I think I’m late to the party, but I recently finished this book and was surprised at how underwhelming it felt. I honestly loved this book from the start and was heavily invested by the middle. I think there is so much in the book that is well done, and I really liked Evelyn’s character and thought her voice and perspective were interesting.
I think the ending felt predictable, but worse than this is just kind of felt like it didn’t have the impact on me that the author intended.
How did you guys feel about this book? I think overall I liked the characters and the major themes, but I just felt like the ending missed the mark for me.
by YearOneTeach
5 Comments
I think the book was actively terrible and the author clearly wanted to just write a generic Hollywood story But Diverse while being ill equipped to write actual diversity.
I thought the ending was extremely predictable, as well, BUT it was also a gut punch in bad way. The author throws in a random line about the ~irony of Evelyn’s breasts killing her and it just felt so vindictive and hateful that it was borderline misogynistic.

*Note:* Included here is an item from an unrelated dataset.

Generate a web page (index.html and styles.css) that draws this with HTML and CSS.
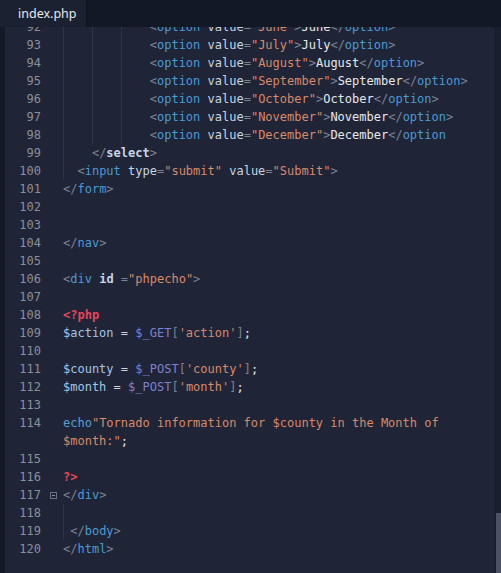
FILE: index.html
```html
<!DOCTYPE html>
<html>
<head>
<meta charset="utf-8">
<link rel="stylesheet" href="styles.css">
</head>
<body>
<div class="window">
  <div class="tabbar"><div class="tab">index.php</div><div class="tabrest"></div></div>
  <div class="editor">
    <div class="strip"></div>
    <div class="code">
      <div class="row"><span class="num">92</span><span class="fold"></span><span class="src"><span class="g">    </span><span class="g">    </span><span class="g">    </span><span class="p">&lt;</span><span class="t">option</span> <span class="a">value</span><span class="p">=</span><span class="s">"June"</span><span class="p">&gt;</span>June<span class="p">&lt;/</span><span class="t">option</span><span class="p">&gt;</span></span></div>
      <div class="row"><span class="num">93</span><span class="fold"></span><span class="src"><span class="g">    </span><span class="g">    </span><span class="g">    </span><span class="p">&lt;</span><span class="t">option</span> <span class="a">value</span><span class="p">=</span><span class="s">"July"</span><span class="p">&gt;</span>July<span class="p">&lt;/</span><span class="t">option</span><span class="p">&gt;</span></span></div>
      <div class="row"><span class="num">94</span><span class="fold"></span><span class="src"><span class="g">    </span><span class="g">    </span><span class="g">    </span><span class="p">&lt;</span><span class="t">option</span> <span class="a">value</span><span class="p">=</span><span class="s">"August"</span><span class="p">&gt;</span>August<span class="p">&lt;/</span><span class="t">option</span><span class="p">&gt;</span></span></div>
      <div class="row"><span class="num">95</span><span class="fold"></span><span class="src"><span class="g">    </span><span class="g">    </span><span class="g">    </span><span class="p">&lt;</span><span class="t">option</span> <span class="a">value</span><span class="p">=</span><span class="s">"September"</span><span class="p">&gt;</span>September<span class="p">&lt;/</span><span class="t">option</span><span class="p">&gt;</span></span></div>
      <div class="row"><span class="num">96</span><span class="fold"></span><span class="src"><span class="g">    </span><span class="g">    </span><span class="g">    </span><span class="p">&lt;</span><span class="t">option</span> <span class="a">value</span><span class="p">=</span><span class="s">"October"</span><span class="p">&gt;</span>October<span class="p">&lt;/</span><span class="t">option</span><span class="p">&gt;</span></span></div>
      <div class="row"><span class="num">97</span><span class="fold"></span><span class="src"><span class="g">    </span><span class="g">    </span><span class="g">    </span><span class="p">&lt;</span><span class="t">option</span> <span class="a">value</span><span class="p">=</span><span class="s">"November"</span><span class="p">&gt;</span>November<span class="p">&lt;/</span><span class="t">option</span><span class="p">&gt;</span></span></div>
      <div class="row"><span class="num">98</span><span class="fold"></span><span class="src"><span class="g">    </span><span class="g">    </span><span class="g">    </span><span class="p">&lt;</span><span class="t">option</span> <span class="a">value</span><span class="p">=</span><span class="s">"December"</span><span class="p">&gt;</span>December<span class="p">&lt;/</span><span class="t">option</span></span></div>
      <div class="row"><span class="num">99</span><span class="fold"></span><span class="src"><span class="g">    </span><span class="p">&lt;/</span><span class="a b">select</span><span class="p">&gt;</span></span></div>
      <div class="row"><span class="num">100</span><span class="fold"></span><span class="src"><span class="g">  </span><span class="p">&lt;</span><span class="t">input</span> <span class="a">type</span><span class="p">=</span><span class="s">"submit"</span> <span class="a">value</span><span class="p">=</span><span class="s">"Submit"</span><span class="p">&gt;</span></span></div>
      <div class="row"><span class="num">101</span><span class="fold"></span><span class="src"><span class="p">&lt;/</span><span class="t">form</span><span class="p">&gt;</span></span></div>
      <div class="row"><span class="num">102</span><span class="fold"></span><span class="src"></span></div>
      <div class="row"><span class="num">103</span><span class="fold"></span><span class="src"></span></div>
      <div class="row"><span class="num">104</span><span class="fold"></span><span class="src"><span class="p">&lt;/</span><span class="t">nav</span><span class="p">&gt;</span></span></div>
      <div class="row"><span class="num">105</span><span class="fold"></span><span class="src"></span></div>
      <div class="row"><span class="num">106</span><span class="fold"></span><span class="src"><span class="p">&lt;</span><span class="t">div</span> <span class="a b">id</span> <span class="p">=</span><span class="s">"phpecho"</span><span class="p">&gt;</span></span></div>
      <div class="row"><span class="num">107</span><span class="fold"></span><span class="src"></span></div>
      <div class="row"><span class="num">108</span><span class="fold"></span><span class="src"><span class="php">&lt;?php</span></span></div>
      <div class="row"><span class="num">109</span><span class="fold"></span><span class="src"><span class="v">$action</span> <span class="o">=</span> <span class="gl">$_GET</span><span class="p">[</span><span class="s">'action'</span><span class="p">]</span>;</span></div>
      <div class="row"><span class="num">110</span><span class="fold"></span><span class="src"></span></div>
      <div class="row"><span class="num">111</span><span class="fold"></span><span class="src"><span class="v">$county</span> <span class="o">=</span> <span class="gl">$_POST</span><span class="p">[</span><span class="s">'county'</span><span class="p">]</span>;</span></div>
      <div class="row"><span class="num">112</span><span class="fold"></span><span class="src"><span class="v">$month</span> <span class="o">=</span> <span class="gl">$_POST</span><span class="p">[</span><span class="s">'month'</span><span class="p">]</span>;</span></div>
      <div class="row"><span class="num">113</span><span class="fold"></span><span class="src"></span></div>
      <div class="row"><span class="num">114</span><span class="fold"></span><span class="src"><span class="k">echo</span><span class="s">"Tornado information for $county in the Month of</span></span></div>
      <div class="row"><span class="num"></span><span class="fold"></span><span class="src"><span class="s">$month:"</span>;</span></div>
      <div class="row"><span class="num">115</span><span class="fold"></span><span class="src"></span></div>
      <div class="row"><span class="num">116</span><span class="fold"></span><span class="src"><span class="php">?&gt;</span></span></div>
      <div class="row"><span class="num">117</span><span class="fold"><span class="box"></span></span><span class="src"><span class="p">&lt;/</span><span class="t">div</span><span class="p">&gt;</span></span></div>
      <div class="row"><span class="num">118</span><span class="fold"></span><span class="src"><span class="g"> </span></span></div>
      <div class="row"><span class="num">119</span><span class="fold"></span><span class="src"><span class="g"> </span><span class="p">&lt;/</span><span class="t">body</span><span class="p">&gt;</span></span></div>
      <div class="row"><span class="num">120</span><span class="fold"></span><span class="src"><span class="p">&lt;/</span><span class="t">html</span><span class="p">&gt;</span></span></div>
    </div>
    <div class="scrollbar"><div class="thumb"></div></div>
  </div>
</div>
</body>
</html>
```
FILE: styles.css
```css
html, body {
  margin: 0;
  padding: 0;
  background: #1f2436;
}
.window {
  width: 501px;
  height: 573px;
  display: flex;
  flex-direction: column;
  overflow: hidden;
  background: #1f2436;
}
.tabbar {
  height: 27px;
  display: flex;
  flex-shrink: 0;
  position: relative;
  z-index: 2;
  background: #131827;
}
.tab {
  width: 68px;
  padding-left: 18px;
  background: #1c2131;
  color: #e4e7ee;
  font-family: "Noto Sans", "Liberation Sans", sans-serif;
  font-size: 12.5px;
  line-height: 27px;
  border-right: 1px solid #0f1320;
}
.tabrest {
  flex: 1;
}
.editor {
  flex: 1;
  display: flex;
  position: relative;
  overflow: hidden;
}
.strip {
  width: 5px;
  flex-shrink: 0;
  background: #141928;
}
.code {
  flex: 1;
  margin-top: -9px;
  font-family: "DejaVu Sans Mono", monospace;
  font-size: 12px;
  line-height: 18px;
  color: #e6e8ec;
}
.row {
  display: flex;
  height: 18px;
}
.num {
  width: 36px;
  text-align: right;
  color: #8b909c;
  flex-shrink: 0;
}
.fold {
  width: 22px;
  flex-shrink: 0;
  position: relative;
}
.box {
  position: absolute;
  left: 9px;
  top: 6px;
  width: 5px;
  height: 5px;
  border: 1px solid #6c7282;
}
.box::after {
  content: "";
  position: absolute;
  left: 1px;
  top: 2px;
  width: 3px;
  height: 1px;
  background: #8b909c;
}
.src {
  white-space: pre;
}
.g {
  display: inline-block;
  height: 18px;
  vertical-align: top;
  background: linear-gradient(to right, #30364a 1px, transparent 1px);
}
.p { color: #7c8394; }
.t { color: #4b9bd5; }
.a { color: #c9d5e4; }
.b { font-weight: bold; }
.s { color: #d88a6b; }
.php { color: #e5465b; font-weight: bold; }
.v { color: #a3c6e6; }
.gl { color: #7f80cf; }
.o { color: #cfd3da; }
.k { color: #5a9fd8; }
.scrollbar {
  position: absolute;
  right: 0;
  top: 0;
  bottom: 0;
  width: 7px;
  background: #1a1f30;
  border-left: 1px solid #232839;
}
.thumb {
  position: absolute;
  left: 2px;
  right: 0;
  bottom: 0;
  height: 60px;
  background: #4c5163;
}
```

Extremely mediocre book that offended me enough to descend even below the mediocrity of the prose.
I didn’t think the writing was particularly good, to be honest. I felt like the overall concept was great but the characters just felt sort of two-dimensional and flat to me. I think if I’d read this book at 18 I probably would have loved it.
I DNF’d it out of boredom.
I wasn’t a huge fan.
I felt the marketing leaned heavily on the ‘celebrity sensation’, which I got a lot more of in Daisy Jones.
I think a more straightforward story of Celia and Evelyn would’ve been much more impactful than what we were presented with. I thought the character Evelyn would be a lot more subversive for the time, but instead much of the book is just a series of marriages interspersed with the f/f romance. The whole thing felt gimmicky, shallow (story-wise) and not very memorable.
It’s been a few years. As I recall, it came off as a not so great variation on The [insert number] [blank] of [insert name]. Seemed very contrived at the time.
This trope came into publishers’ sights after [blank] on a [blank].
Variations on a theme can work well in music, but rarely in novels.